6月25日に「経営革新等支援機関」として認定されていましたが、先週、認定証が届きました。
「経営革新等支援機関」って何だろう?
という方も多いと思いますから、今回は経営革新等支援機関についてご紹介します。
経営革新等支援機関は、平たくいうと、
経営の苦しい中小企業に対して経営改善計画の作成を支援し、実行を見守る個人や団体
ということになります。
この登録制度は、中小企業金融円滑化法が平成25年3月に適用切れとなり、このモラトリアム法により借金の返済を猶予されていた中小企業が倒産してしまうのを少しでも減らすために創設されました。
経営革新等支援機関の登録は、平成24年11月認定分が第1回ですから、まだ実質1年も経っていない新しい制度です。
登録できるのは、中小企業の事業再生経験が豊富なコンサルタント、金融機関、税理士、会計士、弁護士などの各士業に限られます。
中でも税理士は、中小企業と最も多く接するため、全体の7割を占める最大の登録者割合となっています。
経営革新等支援機関が中小企業の経営を支援するとどうなるか?
経営革新等支援機関が関わることで、経営計画の合理性や実現可能性が高まり、お金を貸している銀行は融資を継続しやすくなります。
また、次のような優遇制度も用意されています。(注1)
種類 | 名称 | 実施・取扱 | 対象 | 優遇内容 |
融資 | 経営支援型セーフティネット貸付 | 日本政策金融公庫、商工組合中央金庫、銀行、信用金庫 | 一時的に業況が悪化している中小企業など向け | 貸付利率を基準利率マイナス0.4%引下げ |
融資 | 中小企業経営力強化資金融資 | 同上 | 新商品開発など新たな市場創出を図っている中小企業など向け | 貸付利率を基準利率マイナス0.4%引下げ 1,500万円まで無担保・無保証人の場合の事業者負担なし |
融資 | 経営力強化保証 | 信用保証協会、銀行、信用金庫 | 中小企業など | 保証料率を概ね0.2%引下げ |
補助 | ものづくり中小企業・小規模事業者施策開発等支援補助金 | 全国中小企業団体中央会 | 試作開発や設備投資等 | 補助上限1,000万円 補助率3分の2 |
補助 | 地域需要創造型等起業・創業促進補助金 | 中小企業庁、各都道府県 | 新たに創業する者 | 補助上限200~700万円 補助率3分の2 |
税制 | 商業・サービス業・農林水産業活性化税制 | 中小企業など | 器具及び備品(1台30万円以上)、建物附属設備(60万円以上)の取得等をした場合、30%特別償却又は7%の税額控除 |
上の表のうち、税制優遇は、
経営革新等支援機関の助言を受けて作成した支援計画に基づいて、
平成25年4月1日から平成27年3月31日までの間に、
器具備品、建物附属設備の取得等を行った、
場合に、
取得価額の30%の特別償却、又は取得価額の7%の税額控除を選択適用
できるものです。(注2)
特別償却では通常よりも早く取得費を費用化でき、税額控除では償却とは別に初年度だけ税額を減らすことができます。

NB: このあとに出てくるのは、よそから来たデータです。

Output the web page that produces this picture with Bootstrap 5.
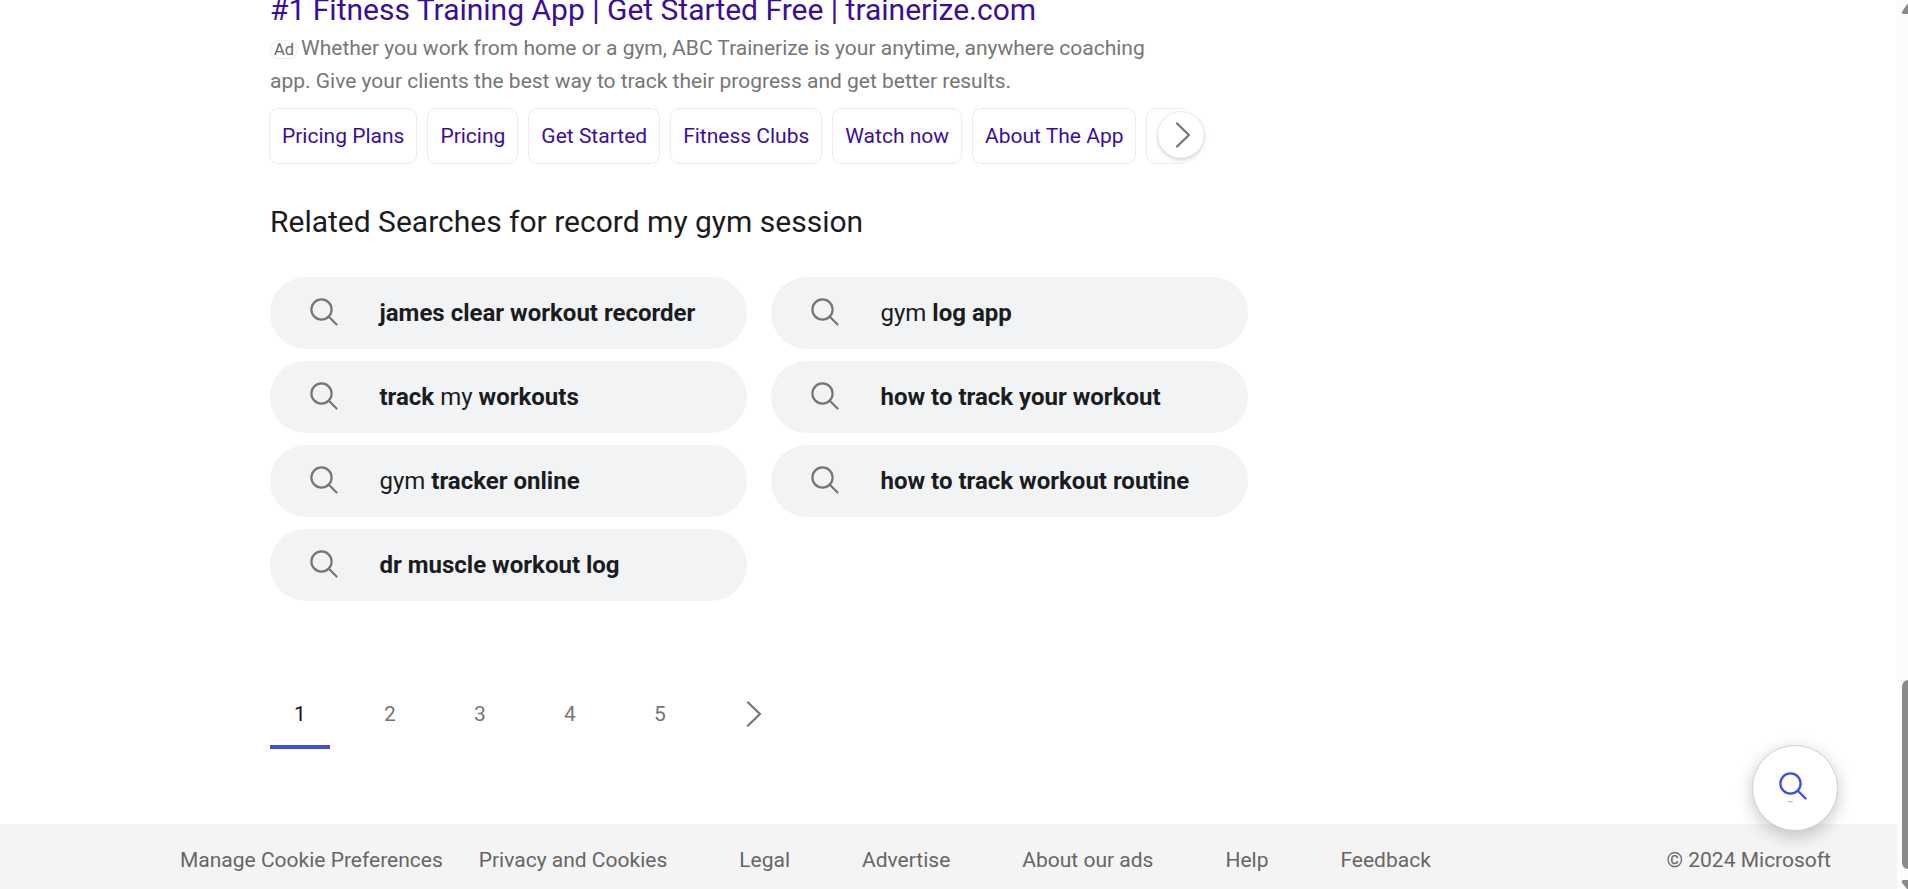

比較すると税額控除の方が節税効果は大きいのですが、赤字経営のままではメリットは生かせません。
利益を出すことが大事です。
経営革新等支援機関の助言といっても、特別難しいことが会社に求められるわけではありません。
ある雑貨店での筆者の経験では、
目につく什器と照明器具を入れ替え、プロの清掃により隅々まできれいにしただけで、売り上げが上がりました。
毎日売り場に居ると案外気づかないもので、こんな簡単なことでも見違えるほどよくなることがあります。
もともと利益は出ている会社でもこの税制は使えます。
1台30万円の器具備品、60万円以上の建物附属設備の取得・リフォームなどを検討中の方は、税制の方もぜひ活用してください。
筆者の事務所でもご相談をお受けしています。
(注1)いずれも認定経営革新等支援機関の関与が必要です。
(注2)青色申告書を提出している中小企業者等に限られます。取得価額の7%の税額控除の適用は、資本金3,000円以下のみ対象となります。